1. This litigation, which is the outcome of five different suits, has lasted for the period of fifteen years. It is not necessary to explain its origin or to trace its course which has certainly been leisurely and somewhat devious. Nothing now remains to be determined but a question of general importance:-
2. Does the Bengal Tenancy Act, 1885, prohibit one or some of two or more joint landlords from suing to enhance the rent unless both or all of the 'fractional landlords,' as they are sometimes called, join in the suit as co-plaintiffs ?
3. Section 188 declares that 'where two or more persons are joint landlords, anything which the landlord is under this Act required or authorised to do must be done ... by both or all those persons acting together. .'
4. The question therefore divides itself into two branches : (1) Is the institution of a suit to enhance rent a thing which the landlord is under the Act authorised to do And (2) What is the meaning of the words 'acting together'?

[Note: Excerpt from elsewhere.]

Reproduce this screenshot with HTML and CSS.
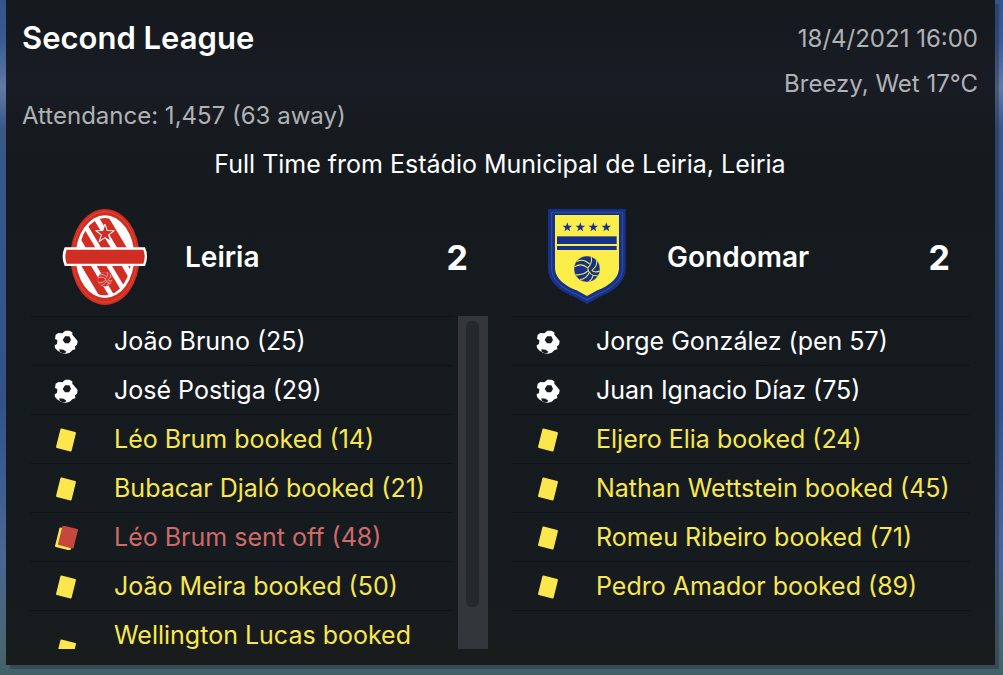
FILE: index.html
```html
<!DOCTYPE html>
<html lang="en">
<head>
  <meta charset="UTF-8">
  <meta name="viewport" content="width=device-width, initial-scale=1">
  <title>Leiria 2 - 2 Gondomar</title>
  <link rel="stylesheet" href="styles.css">
</head>
<body>

<!-- shared icons -->
<svg class="sprite" aria-hidden="true">
  <symbol id="goal" viewBox="0 0 72 72">
    <path fill="#fff" d="M5 14 L13 9 L25 10 L34 2 L46 2 L55 7 L55 14 L66 27 L71 34 L69 44 L63 49 L64 58 L56 60 L47 68 L36 71 L22 69 L11 62 L3 54 L2 46 L9 42 L10 30 L3 27 Z"/>
    <path fill="#171c20" d="M33 19 L46 19 L51 30 L45 40 L33 40 L26 30 Z"/>
    <path fill="#171c20" d="M16 58 L29 59 L37 65 L34 69 L24 69 L17 65 Z"/>
  </symbol>
  <symbol id="yellow" viewBox="0 0 24 24">
    <rect x="4" y="2" width="16" height="20" rx="1" fill="#fbe64d" transform="rotate(14 12 12)"/>
  </symbol>
  <symbol id="second-yellow" viewBox="0 0 24 24">
    <rect x="3" y="3" width="16" height="20" rx="1" fill="#f8e750" transform="rotate(14 11 13)"/>
    <rect x="6" y="1" width="16" height="20" rx="1" fill="#c4483e" transform="rotate(14 14 11)"/>
  </symbol>
  <symbol id="star" viewBox="-14 -14 28 28">
    <path d="M0 -14 L3.3 -4.5 L13.3 -4.3 L5.3 1.7 L8.2 11.3 L0 5.6 L-8.2 11.3 L-5.3 1.7 L-13.3 -4.3 L-3.3 -4.5 Z"/>
  </symbol>
  <symbol id="volleyball" viewBox="-40 -40 80 80">
    <circle r="38"/>
    <g fill="none" stroke-width="3">
      <path d="M2 -3 C-10 -14 -24 -14 -36 -7"/>
      <path d="M8 -14 C-4 -26 -18 -28 -29 -22"/>
      <path d="M2 -3 C12 -12 15 -24 12 -36"/>
      <path d="M14 4 C27 -5 30 -15 28 -25"/>
      <path d="M2 -3 C4 12 14 20 31 20"/>
      <path d="M14 4 C20 9 28 10 37 6"/>
      <path d="M3 5 C-6 15 -18 18 -33 17"/>
      <path d="M6 12 C0 24 -8 30 -20 31"/>
      <path d="M18 18 C16 28 12 33 5 37"/>
    </g>
  </symbol>
</svg>

<main class="match">
  <header class="match-header">
    <div>
      <h1>Second League</h1>
      <p class="attendance">Attendance: 1,457 (63 away)</p>
    </div>
    <div class="conditions">
      <p>18/4/2021 16:00</p>
      <p>Breezy, Wet 17°C</p>
    </div>
  </header>

  <p class="status">Full Time from Estádio Municipal de Leiria, Leiria</p>

  <div class="teams">
    <section class="team">
      <div class="team-header">
        <svg class="crest" viewBox="36 24 258 294" role="img" aria-label="Leiria crest">
          <clipPath id="oval"><ellipse cx="165" cy="170" rx="79" ry="116"/></clipPath>
          <ellipse cx="165" cy="171" rx="104" ry="144" fill="#d02d23"/>
          <ellipse cx="165" cy="171" rx="96" ry="136" fill="none" stroke="#e4593e" stroke-width="2"/>
          <ellipse cx="165" cy="170" rx="88" ry="124" fill="#fff"/>
          <g clip-path="url(#oval)" stroke="#d02d23" stroke-width="25">
            <path d="M2 20 L182 320"/>
            <path d="M48 20 L228 320"/>
            <path d="M94 20 L274 320"/>
            <path d="M142 20 L322 320"/>
          </g>
          <use href="#star" x="136" y="72" width="58" height="58" fill="#d02d23" stroke="#fff" stroke-width="1.5"/>
          <use href="#volleyball" x="142" y="215" width="46" height="46" fill="#d02d23" stroke="#fff"/>
          <path d="M44 142 H285 Q297 170 285 198 H44 Q32 170 44 142 Z" fill="#fff"/>
          <path d="M50 149 H280 Q288 170 280 191 H50 Q42 170 50 149 Z" fill="#d02d23"/>
        </svg>
        <h2>Leiria</h2>
        <span class="score">2</span>
      </div>
      <div class="scroller">
        <ul class="events">
          <li><svg><use href="#goal"/></svg><span>João Bruno (25)</span></li>
          <li><svg><use href="#goal"/></svg><span>José Postiga (29)</span></li>
          <li class="booked"><svg><use href="#yellow"/></svg><span>Léo Brum booked (14)</span></li>
          <li class="booked"><svg><use href="#yellow"/></svg><span>Bubacar Djaló booked (21)</span></li>
          <li class="sent-off"><svg><use href="#second-yellow"/></svg><span>Léo Brum sent off (48)</span></li>
          <li class="booked"><svg><use href="#yellow"/></svg><span>João Meira booked (50)</span></li>
          <li class="booked"><svg><use href="#yellow"/></svg><span>Wellington Lucas booked (68)</span></li>
        </ul>
        <div class="scrollbar"><div class="thumb"></div></div>
      </div>
    </section>

    <section class="team">
      <div class="team-header">
        <svg class="crest" viewBox="30 24 258 294" role="img" aria-label="Gondomar crest">
          <path d="M42 27 H275 V205 C275 250 232 277 196 291 L159 312 L122 291 C86 277 42 250 42 205 Z" fill="#16318c"/>
          <path d="M53 37 H265 V205 C265 243 228 268 192 282 L159 300 L126 282 C90 268 53 243 53 205 Z" fill="none" stroke="#536394" stroke-width="2"/>
          <path d="M63 45 H255 V203 C255 237 222 258 190 271 L159 288 L128 271 C96 258 63 237 63 203 Z" fill="#fbee4b"/>
          <g fill="#16318c">
            <use href="#star" x="85" y="67" width="30" height="30"/>
            <use href="#star" x="124" y="67" width="30" height="30"/>
            <use href="#star" x="163" y="67" width="30" height="30"/>
            <use href="#star" x="202" y="67" width="30" height="30"/>
            <rect x="69" y="109" width="179" height="23"/>
            <rect x="69" y="138" width="179" height="12"/>
          </g>
          <use href="#volleyball" x="118" y="166" width="82" height="82" fill="#16318c" stroke="#fbee4b"/>
        </svg>
        <h2>Gondomar</h2>
        <span class="score">2</span>
      </div>
      <div class="scroller">
        <ul class="events">
          <li><svg><use href="#goal"/></svg><span>Jorge González (pen 57)</span></li>
          <li><svg><use href="#goal"/></svg><span>Juan Ignacio Díaz (75)</span></li>
          <li class="booked"><svg><use href="#yellow"/></svg><span>Eljero Elia booked (24)</span></li>
          <li class="booked"><svg><use href="#yellow"/></svg><span>Nathan Wettstein booked (45)</span></li>
          <li class="booked"><svg><use href="#yellow"/></svg><span>Romeu Ribeiro booked (71)</span></li>
          <li class="booked"><svg><use href="#yellow"/></svg><span>Pedro Amador booked (89)</span></li>
        </ul>
      </div>
    </section>
  </div>
</main>

</body>
</html>
```

FILE: styles.css
```css
* {
  box-sizing: border-box;
}

body {
  margin: 0;
  height: 100vh;
  padding: 0 8px 10px 6px;
  display: flex;
  font: 25px/31px Inter, "Open Sans", sans-serif;
  color: #fff;
  background: linear-gradient(to bottom, #34548c 0, #3a5a92 6%, #627aa4 13%, #3a5788 19%, #34528a 60%, #4b6695 82%, #48656f 96%, #426068 100%);
}

h1, h2, p, ul {
  margin: 0;
  padding: 0;
}

.sprite {
  position: absolute;
  width: 0;
  height: 0;
}

.match {
  flex: 1;
  min-width: 0;
  display: flex;
  flex-direction: column;
  padding: 16px 25px 16px 24px;
  background: linear-gradient(to bottom, #14191e 0, #191c24 12%, #151a1e 24%, #161b20 85%, #191c1c 100%);
  box-shadow: 4px 4px 0 rgba(30, 35, 50, 0.35);
}

.match-header {
  display: flex;
  justify-content: space-between;
  margin: 0 -8px;
  font-size: 24px;
  color: #b0b2b4;
}

h1 {
  font-size: 31px;
  line-height: 44px;
  font-weight: 600;
  color: #fff;
}

.attendance {
  margin-top: 40px;
}

.conditions {
  text-align: right;
  line-height: 45px;
}

.status {
  margin: 18px 0 20px;
  text-align: center;
}

.teams {
  flex: 1;
  min-height: 0;
  display: grid;
  grid-template-columns: 1fr 1fr;
  gap: 24px;
}

.team {
  display: flex;
  flex-direction: column;
  min-height: 0;
}

.team-header {
  display: flex;
  align-items: center;
  height: 116px;
  padding: 0 20px 2px 32px;
}

.crest {
  width: 86px;
  height: 98px;
  margin-right: 37px;
}

h2 {
  flex: 1;
  font-size: 28px;
  font-weight: 600;
}

.score {
  font-size: 34px;
  font-weight: 700;
}

.scroller {
  flex: 1;
  min-height: 0;
  display: flex;
  gap: 6px;
  overflow: hidden;
}

.events {
  flex: 1;
  list-style: none;
}

.events li {
  display: flex;
  align-items: center;
  gap: 36px;
  padding: 9px 16px 8px 24px;
  border-top: 1px solid #10141a;
}

.events li:last-child {
  border-bottom: 1px solid #10141a;
}

.events svg {
  flex: none;
  width: 24px;
  height: 24px;
}

.events .booked {
  color: #f8e750;
}

.events .sent-off {
  color: #cf6a68;
}

.scrollbar {
  width: 30px;
  padding: 5px 9px 42px 8px;
  background: #33363a;
}

.thumb {
  height: 100%;
  border-radius: 6px;
  background: #25282c;
}
```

5. To take that expression first, it seems to their Lordships that it means just what it says. In order to comply with the Act the persons referred to must take common action. It was argued that it is enough if one of the joint landlords sues as plaintiff and makes those who do not concur with him defendants. In plain words the proposition is that if a person is made a defendant because he is unwilling to act together with the plaintiff he is to be deemed to be acting together with the plaintiff when once he is placed on the record as defendant. It is enough to state the proposition to dispose of it.
6. Then comes the question, is a suit to enhance rent a thing authorised under the Act 1 It is so plainly in the case of an occupancy raiyat. The authority is given expressly in s. 30. It is so also in the case of tenure holders though the language is not so explicit. Section 7 (1) provides that in the cases where the rent of a tenure holder is liable to be enhanced it may (subject to any contract between the parties) be enhanced up to a certain specified limit. Now rent can only be enhanced by instituting a suit for that purpose; and therefore it seems tolerably clear that the institution of a suit for enhancement of rent is a thing authorised by the Act in the case of tenure holders as well as in the case of occupancy raiyats
7. It was argued that a suit to enhance rent stands on the same footing as a suit for arrears of rent, and that inasmuch as a suit for arrears of rent may be brought by one joint landlord making the other joint landlords defendants (as was decided in the case of Raja Pramada Nath Roy v. Raja Ramani Kanta Roy (1907)L R 35 I A 73, a similar course may be adopted in a suit to enhance rent. But the answer is that the bringing of a suit for arrears of rent is not a thing which the landlord is under the Act either required or authorised to do. Rent in arrear is a debt. The right to recover a debt arises under the general law. A suit for recovery of rent does not require the authority of the Bengal Tenancy Act, nor does the Act purport to authorize such a suit, though on a decree being obtained consequences may follow which result from the provisions of the Act and from those provisions alone.
8. Their Lordships therefore think that the judgment of the High Court dismissing these suits was quite right, and they will humbly advise His Majesty accordingly.
9. The appellants will pay the costs of the appeal.